I would also like to consider the state the beer is brewed in and see if any states favor more bitter beer in comparison to other states. Merge beers and breweries data sets and display histogram by state.
loc.beers <- merge(beers, breweries, by = "brewery_id")
names(loc.beers)[names(loc.beers) == "name.x"] <- "beer_name"
names(loc.beers)[names(loc.beers) == "name.y"] <- "brewery_name"
ggplot(loc.beers, aes(x = ibu)) + geom_histogram(binwidth = 5, na.rm=TRUE) + facet_wrap(~state)
A few interesting findings based on the state histograms:
I think it is worthwhile to look into two states with large number of beers and spikes on both sides of bitterness - Colorado and Indiana. Prepare a subset for each state.
# Subsets for Colorado and Indiana beers
co.beers <- loc.beers[loc.beers$state == "CO", ]
in.beers <- loc.beers[loc.beers$state == "IN", ]
# Counts of beers for each style
co.sums <- as.data.frame(table(co.beers$style))
in.sums <- as.data.frame(table(in.beers$style))
# Merge style counts for both states, adjust column names and set NAs to 0
stl.cnt <- merge(co.sums[co.sums$Freq > 4, ], in.sums[in.sums$Freq > 4, ], by = "Var1", all = TRUE)
colnames(stl.cnt) <- c("style", "CO.count", "IN.count")
stl.cnt[is.na(stl.cnt)] <- 0
# Melt the data for plotting
stl.cnt.m <- melt(stl.cnt, id.vars='style')
levels(stl.cnt.m$variable)[levels(stl.cnt.m$variable) == "CO.count"] <- "Colorado"
levels(stl.cnt.m$variable)[levels(stl.cnt.m$variable) == "IN.count"] <- "Indiana"
ggplot(stl.cnt.m, aes(style, value, fill = variable)) +
geom_bar(position = "dodge", stat="identity") +
theme(axis.text.x = element_text(angle = 90, hjust = 1), legend.title=element_blank()) +
ggtitle("Number of Beers per Style (for Styles with at Least 5 Beers in CO or IN)") +
labs(x = "Beer Style", y = "Number of Beers")
Although it may appear that the American Pale Ale (APA) category has a significant discrepancy between two states, the average IBU for APAs is 44.9. More significant are discrepancies in IPAs (average IBU is 67.6) and Imperial IPAs (average IBU is 93.3). I want to see what breweries release these styles.
co.ipas <- as.data.frame(table(co.beers[co.beers$style == "American IPA" | co.beers$style == "American Double / Imperial IPA", ]$brewery_name))
colnames(co.ipas) <- c("Brewery", "No of IPAs")

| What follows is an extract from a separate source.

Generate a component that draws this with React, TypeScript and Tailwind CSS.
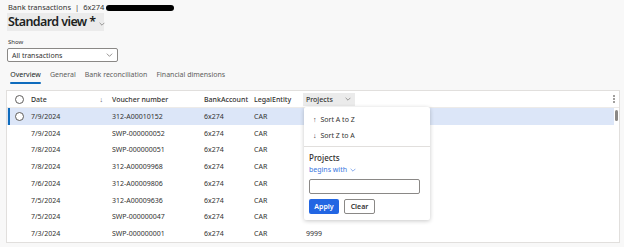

co.ipas[order(-co.ipas[,2]), ]
## Brewery No of IPAs
## 16 Oskar Blues Brewery 14
## 15 New Belgium Brewing Company 4
## 5 Bonfire Brewing Company 3
## 14 Great Divide Brewing Company 3
## 19 Renegade Brewing Company 3
## 21 Ska Brewing Company 3
## 3 Avery Brewing Company 2
## 7 Dad & Dude's Breweria 2
## 11 Eddyline Brewery & Restaurant 2
## 26 Upslope Brewing Company 2
## 1 Asher Brewing Company 1
## 2 Aspen Brewing Company 1
## 4 Big Choice Brewing 1
## 6 Breckenridge Brewery 1
## 8 Denver Beer Company 1
## 9 Dolores River Brewery 1
## 10 Dry Dock Brewing Company 1
## 12 Epic Brewing 1
## 13 Fate Brewing Company 1
## 17 Palisade Brewing Company 1
## 18 Pikes Peak Brewing Company 1
## 20 Silverton Brewery 1
## 22 Steamworks Brewing Company 1
## 23 Telluride Brewing Company 1
## 24 Tommyknocker Brewery 1
## 25 Twisted Pine Brewing Company 1
in.ipas <- as.data.frame(table(in.beers[in.beers$style == "American IPA" | in.beers$style == "American Double / Imperial IPA", ]$brewery_name))

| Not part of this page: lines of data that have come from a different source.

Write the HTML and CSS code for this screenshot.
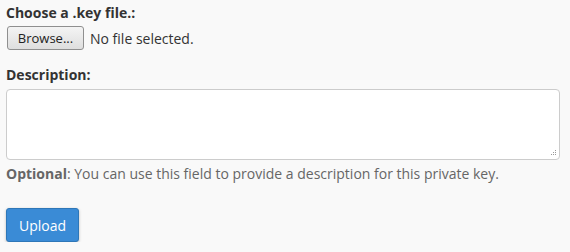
FILE: index.html
```html
<!DOCTYPE html>
<html>
<head>
<meta charset="utf-8">
<link rel="stylesheet" href="styles.css">
</head>
<body>
<form class="form">
  <div class="group">
    <label class="label">Choose a .key file.:</label>
    <div class="file-row">
      <span class="browse">Browse...</span>
      <span class="file-name">No file selected.</span>
    </div>
  </div>
  <div class="group">
    <label class="label">Description:</label>
    <div class="textarea">
      <svg class="grip" width="7" height="7" viewBox="0 0 7 7"><rect x="5" y="0" width="1" height="1"/><rect x="3" y="2" width="1" height="1"/><rect x="5" y="2" width="1" height="1"/><rect x="1" y="4" width="1" height="1"/><rect x="3" y="4" width="1" height="1"/><rect x="5" y="4" width="1" height="1"/></svg>
    </div>
    <p class="help"><strong>Optional</strong>: You can use this field to provide a description for this private key.</p>
  </div>
  <button type="button" class="upload">Upload</button>
</form>
</body>
</html>
```
FILE: styles.css
```css
html, body {
  margin: 0;
  padding: 0;
  background: #f9f9f9;
}
body {
  font-family: "Open Sans", sans-serif;
  font-size: 14px;
  color: #333;
}
.form {
  padding: 0 6px;
}
.group {
  display: flex;
  flex-direction: column;
}
.label {
  font-weight: bold;
  line-height: 20px;
  padding-top: 3px;
  color: #333;
}
.file-row {
  display: flex;
  align-items: center;
  gap: 6px;
  margin-top: 3px;
  margin-bottom: 12px;
  padding-left: 1px;
}
.browse {
  box-sizing: border-box;
  width: 77px;
  height: 24px;
  border: 1px solid #8f8f8f;
  border-radius: 3px;
  background: linear-gradient(#f4f4f4, #dedede);
  color: #222;
  font-size: 13px;
  line-height: 22px;
  text-align: center;
}
.file-name {
  color: #333;
}
.textarea {
  box-sizing: border-box;
  margin-top: 4px;
  width: 554px;
  height: 71px;
  background: #fff;
  border: 1px solid #ccc;
  border-radius: 4px;
  position: relative;
}
.grip {
  position: absolute;
  right: 2px;
  bottom: 2px;
  fill: #999;
}
.help {
  margin: 4px 0 0;
  color: #666;
  line-height: 20px;
}
.help strong {
  color: #666;
}
.upload {
  margin-top: 24px;
  box-sizing: border-box;
  width: 73px;
  height: 34px;
  background: #3a8bd6;
  border: 1px solid #2e77b8;
  border-radius: 3px;
  color: #fff;
  font-family: "Open Sans", sans-serif;
  font-size: 14px;
  box-shadow: 0 1px 3px rgba(0,0,0,0.25);
  padding: 0;
}
```
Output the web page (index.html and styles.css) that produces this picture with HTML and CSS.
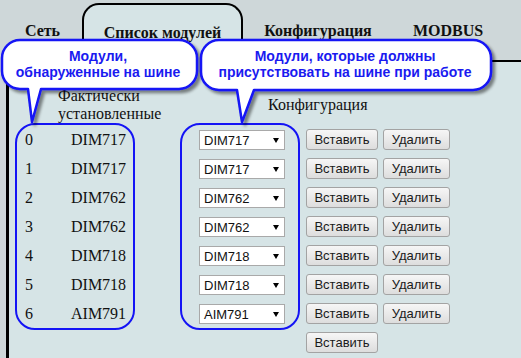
FILE: index.html
```html
<!DOCTYPE html>
<html lang="ru">
<head>
<meta charset="utf-8">
<title>Список модулей</title>
<link rel="stylesheet" href="styles.css">
</head>
<body>
<nav class="tabs">
  <div class="tab tab-net">Сеть</div>
  <div class="tab tab-active">Список модулей</div>
  <div class="tab tab-conf">Конфигурация</div>
  <div class="tab tab-modbus">MODBUS</div>
</nav>
<section class="panel">
  <div class="heads">
    <div class="h-found">Фактически<br>установленные</div>
    <div class="h-config">Конфигурация</div>
  </div>
  <div class="grid">
    <div class="box found">
      <div class="row"><span class="num">0</span><span>DIM717</span></div>
      <div class="row"><span class="num">1</span><span>DIM717</span></div>
      <div class="row"><span class="num">2</span><span>DIM762</span></div>
      <div class="row"><span class="num">3</span><span>DIM762</span></div>
      <div class="row"><span class="num">4</span><span>DIM718</span></div>
      <div class="row"><span class="num">5</span><span>DIM718</span></div>
      <div class="row"><span class="num">6</span><span>AIM791</span></div>
    </div>
    <div class="box config">
      <div class="select"><span>DIM717</span><svg class="arr" width="6" height="5" viewBox="0 0 6 5"><path d="M0 0H6L3 5Z"/></svg></div>
      <div class="select"><span>DIM717</span><svg class="arr" width="6" height="5" viewBox="0 0 6 5"><path d="M0 0H6L3 5Z"/></svg></div>
      <div class="select"><span>DIM762</span><svg class="arr" width="6" height="5" viewBox="0 0 6 5"><path d="M0 0H6L3 5Z"/></svg></div>
      <div class="select"><span>DIM762</span><svg class="arr" width="6" height="5" viewBox="0 0 6 5"><path d="M0 0H6L3 5Z"/></svg></div>
      <div class="select"><span>DIM718</span><svg class="arr" width="6" height="5" viewBox="0 0 6 5"><path d="M0 0H6L3 5Z"/></svg></div>
      <div class="select"><span>DIM718</span><svg class="arr" width="6" height="5" viewBox="0 0 6 5"><path d="M0 0H6L3 5Z"/></svg></div>
      <div class="select"><span>AIM791</span><svg class="arr" width="6" height="5" viewBox="0 0 6 5"><path d="M0 0H6L3 5Z"/></svg></div>
    </div>
    <div class="actions">
      <div class="btnrow"><button class="btn ins">Вставить</button><button class="btn del">Удалить</button></div>
      <div class="btnrow"><button class="btn ins">Вставить</button><button class="btn del">Удалить</button></div>
      <div class="btnrow"><button class="btn ins">Вставить</button><button class="btn del">Удалить</button></div>
      <div class="btnrow"><button class="btn ins">Вставить</button><button class="btn del">Удалить</button></div>
      <div class="btnrow"><button class="btn ins">Вставить</button><button class="btn del">Удалить</button></div>
      <div class="btnrow"><button class="btn ins">Вставить</button><button class="btn del">Удалить</button></div>
      <div class="btnrow"><button class="btn ins">Вставить</button><button class="btn del">Удалить</button></div>
      <div class="btnrow"><button class="btn ins">Вставить</button></div>
    </div>
  </div>
</section>
<svg class="callouts" width="521" height="130" viewBox="0 0 521 130">
  <defs>
    <filter id="sh" x="-10%" y="-20%" width="130%" height="160%">
      <feDropShadow dx="3" dy="3" stdDeviation="1.8" flood-color="#000" flood-opacity="0.45"/>
    </filter>
  </defs>
  <path class="bubble" filter="url(#sh)" d="M20 40H179A18 18 0 0 1 197 58V71A18 18 0 0 1 179 89H41L32 122L28 89H20A18 18 0 0 1 2 71V58A18 18 0 0 1 20 40Z"/>
  <path class="bubble" filter="url(#sh)" d="M219 40H473A18 18 0 0 1 491 58V72A18 18 0 0 1 473 90H254L242 122L237 90H219A18 18 0 0 1 201 72V58A18 18 0 0 1 219 40Z"/>
  <text class="ct" x="98" y="61">Модули,</text>
  <text class="ct" x="98" y="77">обнаруженные на шине</text>
  <text class="ct" x="345" y="61">Модули, которые должны</text>
  <text class="ct" x="345" y="77">присутствовать на шине при работе</text>
</svg>
</body>
</html>
```

FILE: styles.css
```css
html, body {
  margin: 0;
  padding: 0;
}
body {
  width: 521px;
  height: 358px;
  overflow: hidden;
  position: relative;
  background: #ced7d9;
  font-family: "Liberation Serif", "Times New Roman", serif;
  color: #111;
}
.tabs {
  display: flex;
  align-items: flex-end;
  height: 60px;
  margin-left: 6px;
}
.tab {
  box-sizing: border-box;
  height: 38px;
  font-weight: bold;
  font-size: 16px;
  line-height: 18px;
  text-align: center;
}
.tab-net { width: 73px; }
.tab-active {
  position: relative;
  z-index: 1;
  width: 161px;
  height: 59px;
  margin-left: 3px;
  margin-bottom: -2px;
  padding-top: 19px;
  background: #d6e4e6;
  border: 2px solid #000;
  border-bottom: 0;
  border-radius: 17px 17px 0 0;
}
.tab-conf { width: 150px; }
.tab-modbus { width: 110px; }
.panel {
  box-sizing: border-box;
  height: 298px;
  margin-left: 6px;
  background: #d6e4e6;
  border-left: 3px solid #000;
  border-top: 2px solid #000;
}
.heads {
  display: flex;
  height: 61px;
  font-size: 16px;
  line-height: 18px;
}
.h-found {
  width: 150px;
  margin-left: 49px;
  padding-top: 25px;
}
.h-config {
  margin-left: 60px;
  padding-top: 34px;
}
.grid {
  display: flex;
  align-items: flex-start;
}
.box {
  box-sizing: border-box;
  width: 120px;
  height: 207px;
  padding-top: 5px;
  border: 2px solid #1414f5;
  border-radius: 20px;
  display: flex;
  flex-direction: column;
  gap: 9px;
}
.found {
  margin-left: 6px;
  padding-left: 8px;
}
.config {
  margin-left: 45px;
  padding-left: 17px;
}
.row {
  display: flex;
  height: 20px;
  line-height: 20px;
  font-size: 16px;
}
.num {
  width: 46px;
}
.select {
  box-sizing: border-box;
  width: 86px;
  height: 20px;
  display: flex;
  align-items: center;
  justify-content: space-between;
  padding: 0 5px 0 4px;
  background: #fff;
  border: 1px solid #a9a9a9;
  font-family: "Liberation Sans", Arial, sans-serif;
  font-size: 13px;
  color: #111;
}
.arr path {
  fill: #000;
}
.actions {
  margin-left: 6px;
  padding-top: 6px;
  display: flex;
  flex-direction: column;
  gap: 8px;
}
.btnrow {
  display: flex;
  gap: 5px;
  height: 21px;
}
.btn {
  box-sizing: border-box;
  height: 21px;
  margin: 0;
  padding: 0;
  font-family: "Liberation Sans", Arial, sans-serif;
  font-size: 13px;
  color: #1a1a1a;
  background: linear-gradient(#f6f6f6, #dddddd);
  border: 1px solid #a3a3a3;
  border-radius: 3px;
}
.ins { width: 72px; }
.del { width: 67px; }
.callouts {
  position: absolute;
  left: 0;
  top: 0;
  z-index: 2;
  pointer-events: none;
}
.bubble {
  fill: #fff;
  stroke: #1414f5;
  stroke-width: 2.5;
  stroke-linejoin: round;
}
.ct {
  font-family: "Liberation Sans", Arial, sans-serif;
  font-weight: bold;
  font-size: 14px;
  fill: #1a1af0;
  text-anchor: middle;
}
```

colnames(in.ipas) <- c("Brewery", "No of IPAs")
in.ipas[order(-in.ipas[,2]), ]
## Brewery No of IPAs
## 11 Sun King Brewing Company 7
## 1 18th Street Brewery 4
## 2 450 North Brewing Company 3
## 4 Burn 'Em Brewing 3
## 8 Four Fathers Brewing 2
## 9 Great Crescent Brewery 2
## 10 People's Brewing Company 2
## 12 Tin Man Brewing Company 2
## 13 Upland Brewing Company 2
## 3 Bare Hands Brewery 1
## 5 Cutters Brewing Company 1
## 6 Daredevil Brewing Company 1
## 7 Flat 12 Bierwerks 1
I wanted to see if a single brewery in Colorado with a tendency to release strong, bitter beers is responsible for a spike in bitter beer across the state. Colorado brewers produce 54 IPAs or Double IPAs (DIPAs). Indiana brewers produce 31 such beers. Oskar Blues in Colorado is responsible for a significant portion of bitter bitters, but I don’t think it is enough. There is a significant number of Colorado breweries which release at least one bitter beer and I can only conlude that Colorado enjoys a bitter beer more than other states. As an interesting side note, Oskar Blues was the first craft brewery to can their beer back in 2002. They have never released any beers in bottles.
I have looked into the numbers related to canned craft beers in the United States. Specifically, I concentrated on bitterness of these beers. Even further I concentrated on bitter beers of Colorado. After this brief, initial analysis it does appear that Colorado has a taste for bitter beers. Of course, the set only covers canned beers. Although canning is on the rise, majority of craft beer is still bottled. It is possible that the “pioneers” of the craft beer world tend to brew beer bitter AND can their products. Further analysis using all craft beer data should be performed. Since craft brewing is a hobby of mine, it was interesting to see that Colorado has a disproportional number of bitter beers since traditionally California is considered purveyor of hoppy beers.